Day 17: Wednesday July 27
Today was simply amazing. It did not begin well:
I couldn't sleep so I set the alarm an hour later.
Then went to visit my cousin Gary, and Va,l but no-one was home.
Then in Todd Mall, the rear wheel seized up in the middle of the street, as the skewer began to snap. With a trailer on, and panniers, this is a kind of “cut the harness and hope the horses make it to the bank" situation. A very kind young Polish woman named Johanna helped me to untangle the mess and, finally, hook it all up again, after I dug out my spare. Since I was covered in more dry lube by the minute, I can only assume it was her inherent kindness that lead her to give me this half hour, and not my suave charm. She is working teaching botanical drawing to aboriginal women, and since I have a background in rangeland ecology, we had a good natter about common interests as I put things back together!
I was then invited for coffee by a couple of local cyclists, which was great, but another half hour gone.
After this I took a photo of the bike at the Flynn Church where Wendy and I eloped to be married, and rang AvantiPlus in Salisbury, and had them post a couple more skewers on ahead.
I seem to remember that straight after the wedding, I headed down to the pub to check on the reception for the few folk who had been able to come up to Alice. I left my new bride to walk in her wedding dress to the end of Todd Mall with her new in-laws; she took a short cut through the old Woolies store! She's put up with a lot since the very beginning!
I stopped at a couple of bike shops on the way out of town, and now have some spare skewers that come from old bikes and might fit in a pinch.

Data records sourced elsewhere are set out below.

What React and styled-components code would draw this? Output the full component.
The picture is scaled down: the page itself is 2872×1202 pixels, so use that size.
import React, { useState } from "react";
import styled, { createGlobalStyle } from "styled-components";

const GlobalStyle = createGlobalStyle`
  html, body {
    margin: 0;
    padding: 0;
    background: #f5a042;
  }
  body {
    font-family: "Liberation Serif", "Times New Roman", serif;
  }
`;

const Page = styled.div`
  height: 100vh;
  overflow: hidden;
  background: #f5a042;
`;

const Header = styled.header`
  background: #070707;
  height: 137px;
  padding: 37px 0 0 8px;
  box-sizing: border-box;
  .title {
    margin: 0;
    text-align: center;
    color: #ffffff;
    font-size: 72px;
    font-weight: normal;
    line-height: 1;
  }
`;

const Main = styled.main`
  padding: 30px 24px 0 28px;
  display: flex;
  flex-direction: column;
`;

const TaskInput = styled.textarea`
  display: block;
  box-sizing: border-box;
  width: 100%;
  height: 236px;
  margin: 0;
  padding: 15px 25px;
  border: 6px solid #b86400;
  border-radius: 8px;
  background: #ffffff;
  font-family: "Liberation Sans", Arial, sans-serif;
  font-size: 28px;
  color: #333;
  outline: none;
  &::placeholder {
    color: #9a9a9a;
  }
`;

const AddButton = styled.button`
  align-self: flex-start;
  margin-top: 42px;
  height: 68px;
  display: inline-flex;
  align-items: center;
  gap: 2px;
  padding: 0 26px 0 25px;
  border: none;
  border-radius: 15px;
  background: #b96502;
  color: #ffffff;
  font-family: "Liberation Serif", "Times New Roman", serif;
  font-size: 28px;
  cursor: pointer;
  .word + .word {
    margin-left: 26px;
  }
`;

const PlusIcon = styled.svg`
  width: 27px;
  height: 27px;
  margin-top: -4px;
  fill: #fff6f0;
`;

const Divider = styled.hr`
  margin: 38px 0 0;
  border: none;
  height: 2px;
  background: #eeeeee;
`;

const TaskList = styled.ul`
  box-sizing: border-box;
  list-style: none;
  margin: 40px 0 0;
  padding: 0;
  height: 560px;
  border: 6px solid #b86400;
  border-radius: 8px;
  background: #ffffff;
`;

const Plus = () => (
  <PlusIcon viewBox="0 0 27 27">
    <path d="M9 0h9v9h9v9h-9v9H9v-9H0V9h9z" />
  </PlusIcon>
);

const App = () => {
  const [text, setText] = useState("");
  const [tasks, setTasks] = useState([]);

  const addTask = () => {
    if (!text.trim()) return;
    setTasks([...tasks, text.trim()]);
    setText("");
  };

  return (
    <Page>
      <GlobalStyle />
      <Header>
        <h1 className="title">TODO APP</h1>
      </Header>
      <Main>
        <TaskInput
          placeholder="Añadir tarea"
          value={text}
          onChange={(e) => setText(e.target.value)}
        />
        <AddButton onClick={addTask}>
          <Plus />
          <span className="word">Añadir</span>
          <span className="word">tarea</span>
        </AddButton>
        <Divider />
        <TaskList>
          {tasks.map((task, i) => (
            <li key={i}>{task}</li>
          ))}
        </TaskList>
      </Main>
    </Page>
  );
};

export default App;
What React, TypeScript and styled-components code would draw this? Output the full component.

It was now well after 11. However, there is a very good bike lane out to the end of the hills north of Alice Springs, so I made it a comfortable, if slow start. Once on on the Burt Plain, the wind decided, at last, that it was a southerly, and I cruised at 25 to 35 kilometres per hour for the rest of the day! So I am in Aileron after doing 141 kilometres with a late start!
I would be further north again, if it were not for the enjoyable conversations. Riding a bike out here is like walking a dog in the suburbs; you are everybody's friend. So at the afternoon tea stop 40 kilometres south of Aileron I talked to the bush nurse from Ti Tree, and her partner. I told her the infamous Pitjantjatjara hot chili story and she told me how the local children had given her “bush sultanas” which are “good for weight loss.” She found this to be true: they give you rampant diarrhoea. Then I talked a while with two Belgian girls who are driving to Darwin and then back to Melbourne via Mt Isa.
Aileron itself-- I arrived just on six-- was hilarious. A couple from a local outstation were having a domestic. This consists of the protagonists standing 100 yards apart and airing grievances loudly and publicly. It's very safe method of dispute, unlike the nasty close quarter violence we whites too often do in the privacy of our houses. Think of it as a kind of public, community moderated, marriage counselling cum dispute resolution system. Everything gets vented safely. Other members of the community weigh in with wisecracks, or even applause, or call bullshit on what is obviously too far from the truth.
So it was on for the entertainment of one and all as I rode in, with him up the north end of the petrol bowsers, and her down past the shop. A bevvy of little kids were hurtling around playing a game of their own, and it was all good… and then, in drove Dave and Mabel from nice polite Belair, with their Commodore and Viscount van! Their consternation was the funniest thing of all!
I have no language for this area at all, but the bloke was clearly losing the argument, and eventually several women joined in to howl him down, so he maintained face by striding off towards Tennant Creek still shouting!
The engineering is impressive; I'm just not sure about the cultural messages!
I was a bit sad to ride past the Plenty Highway turn off, but with no spare skewer, and narrow tyres it would be just too long and slow. With today's progress, I'm only 26 kilometres below my required 100 kilometres a day, even after the day off in Alice Springs.
Next morning, July 28: It's a cold, not quite frost, wet tent kind of morning. I noticed last night that although the highway has no speed limit, they get you to slow down to 130 kilometres per hour as you pass by the Aileron entry and exit. It's that kind of Territory!